Schulz first published under the title "Li’l Folks" in 1947, signing early strips with his nickname Sparky. Peanuts ran from October 2, 1950 until February 13, 2000—the last Sunday strip. He died the day before it ran, February 12, as if he’d arranged it. He’d also specified that the strip should end with him: no continuation, no new hands. Hergé said the same about Tintin. Some creators understand that a thing becomes something else the moment its author leaves.

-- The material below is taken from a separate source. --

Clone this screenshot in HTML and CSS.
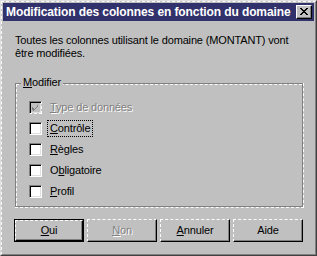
FILE: index.html
```html
<!DOCTYPE html>
<html lang="fr">
<head>
    <meta charset="UTF-8">
    <title>Modification des colonnes en fonction du domaine</title>
    <link rel="stylesheet" href="styles.css">
</head>
<body>
    <div class="window">
        <div class="frame">
            <div class="titlebar">
                <span class="title">Modification des colonnes en fonction du domaine</span>
                <span class="close">
                    <svg width="8" height="7" viewBox="0 0 8 7">
                        <path d="M0 0h2v1h-2zM6 0h2v1h-2zM1 1h2v1h-2zM5 1h2v1h-2zM2 2h4v1h-4zM3 3h2v1h-2zM2 4h4v1h-4zM1 5h2v1h-2zM5 5h2v1h-2zM0 6h2v1h-2zM6 6h2v1h-2z" fill="#000"/>
                    </svg>
                </span>
            </div>
            <div class="content">
                <p class="message">Toutes les colonnes utilisant le domaine (MONTANT) vont<br>être modifiées.</p>

                <div class="group">
                    <span class="legend"><u>M</u>odifier</span>
                    <div class="group-box">
                        <div class="group-inner">
                            <div class="row disabled">
                                <span class="check checked">
                                    <svg width="7" height="7" viewBox="0 0 7 7">
                                        <path d="M6 0v3h-1v1h-1v1h-1v1h-1v1h-1v-1h-1v-3h1v1h1v1h1v-1h1v-1h1v-1z" fill="#808080"/>
                                    </svg>
                                </span>
                                <span class="label"><u>T</u>ype de données</span>
                            </div>
                            <div class="row">
                                <span class="check"></span>
                                <span class="label focus"><u>C</u>ontrôle</span>
                            </div>
                            <div class="row">
                                <span class="check"></span>
                                <span class="label"><u>R</u>ègles</span>
                            </div>
                            <div class="row">
                                <span class="check"></span>
                                <span class="label">O<u>b</u>ligatoire</span>
                            </div>
                            <div class="row">
                                <span class="check"></span>
                                <span class="label"><u>P</u>rofil</span>
                            </div>
                        </div>
                    </div>
                </div>

                <div class="buttons">
                    <div class="btn default"><span class="btn-face"><u>O</u>ui</span></div>
                    <div class="btn disabled"><span class="btn-face"><u>N</u>on</span></div>
                    <div class="btn"><span class="btn-face"><u>A</u>nnuler</span></div>
                    <div class="btn"><span class="btn-face">Aide</span></div>
                </div>
            </div>
        </div>
    </div>
</body>
</html>
```

FILE: styles.css
```css
body {
    margin: 0;
    background-color: #c0c0c0;
    font-family: "Liberation Sans", Arial, sans-serif;
    font-size: 11px;
    letter-spacing: -0.15px;
    line-height: 13px;
    color: #000;
}
u {
    text-decoration: underline;
    text-underline-offset: 1px;
}

/* window frame */
.window {
    width: 317px;
    height: 256px;
    box-sizing: border-box;
    border-top: 1px solid #dfdfdf;
    border-left: 1px solid #dfdfdf;
    border-right: 1px solid #404040;
    border-bottom: 1px solid #404040;
}
.frame {
    height: 100%;
    box-sizing: border-box;
    border-top: 1px dashed #fff;
    border-left: 1px dashed #fff;
    border-right: 1px solid #808080;
    border-bottom: 1px solid #808080;
    padding: 1px;
}
.titlebar {
    height: 18px;
    background-color: #31316b;
    display: flex;
    align-items: center;
    justify-content: space-between;
    padding: 0 2px 0 3px;
}
.title {
    font-weight: bold;
    font-size: 12px;
    letter-spacing: -0.1px;
    color: #fff;
    white-space: nowrap;
}
.close {
    flex: none;
    width: 16px;
    height: 14px;
    box-sizing: border-box;
    background-color: #c0c0c0;
    border-top: 1px solid #fff;
    border-left: 1px solid #fff;
    border-right: 1px solid #000;
    border-bottom: 1px solid #000;
    box-shadow: inset -1px -1px 0 #808080;
    display: flex;
    align-items: center;
    justify-content: center;
    padding: 0 1px 1px 0;
}
.close svg {
    display: block;
}

/* content */
.content {
    padding: 13px 10px 0 11px;
}
.message {
    margin: 0 0 0 1px;
}

/* group box */
.group {
    position: relative;
    margin: 23px 0 0 1px;
    border-right: 1px dashed #fff;
    border-bottom: 1px dashed #fff;
}
.group-box {
    border: 1px solid #808080;
}
.group-inner {
    border-top: 1px dashed #fff;
    border-left: 1px dashed #fff;
    padding: 12px 12px 4px 12px;
}
.legend {
    position: absolute;
    top: -7px;
    left: 6px;
    padding: 0 2px;
    background-color: #c0c0c0;
}
.row {
    height: 21px;
    display: flex;
    align-items: center;
}
.check {
    width: 13px;
    height: 13px;
    box-sizing: border-box;
    background-color: #fff;
    border-top: 1px solid #808080;
    border-left: 1px solid #808080;
    border-right: 1px dashed #fff;
    border-bottom: 1px dashed #fff;
    box-shadow: inset 1px 1px 0 #000, inset -1px -1px 0 #dfdfdf;
    display: flex;
    align-items: center;
    justify-content: center;
    margin-right: 5px;
}
.row.disabled .check {
    background-color: #c0c0c0;
}
.check svg {
    display: block;
}
.label {
    padding: 1px 2px;
    border: 1px dotted transparent;
}
.label.focus {
    border-color: #000;
}
.row.disabled .label,
.btn.disabled .btn-face {
    color: #808080;
    text-shadow: 1px 1px 0 #fff;
}

/* buttons */
.buttons {
    display: flex;
    gap: 3px;
    margin-top: 11px;
}
.btn {
    width: 70px;
    height: 23px;
    box-sizing: border-box;
    display: flex;
}
.btn.default {
    border: 1px solid #000;
}
.btn-face {
    flex: 1;
    box-sizing: border-box;
    border-top: 1px dashed #fff;
    border-left: 1px dashed #fff;
    border-right: 1px solid #000;
    border-bottom: 1px solid #000;
    box-shadow: inset -1px -1px 0 #808080;
    display: flex;
    align-items: center;
    justify-content: center;
    padding-bottom: 1px;
}
```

So what we get instead are collaborations, and most of them are cynical—the IP on a phone case, Snoopy’s face on a fast-food cup. The Levi’s x Peanuts collection is better than that. The characters appear on jeans, tees, hoodies, trucker jackets, and accessories with enough restraint that the clothes still feel wearable rather than costumed. There’s a linen tote bag with a Snoopy graphic and the word "Totes" printed across the top, which is exactly the kind of quiet visual joke Schulz himself might have appreciated. These characters were always a little melancholy under the cute. Good denim, too.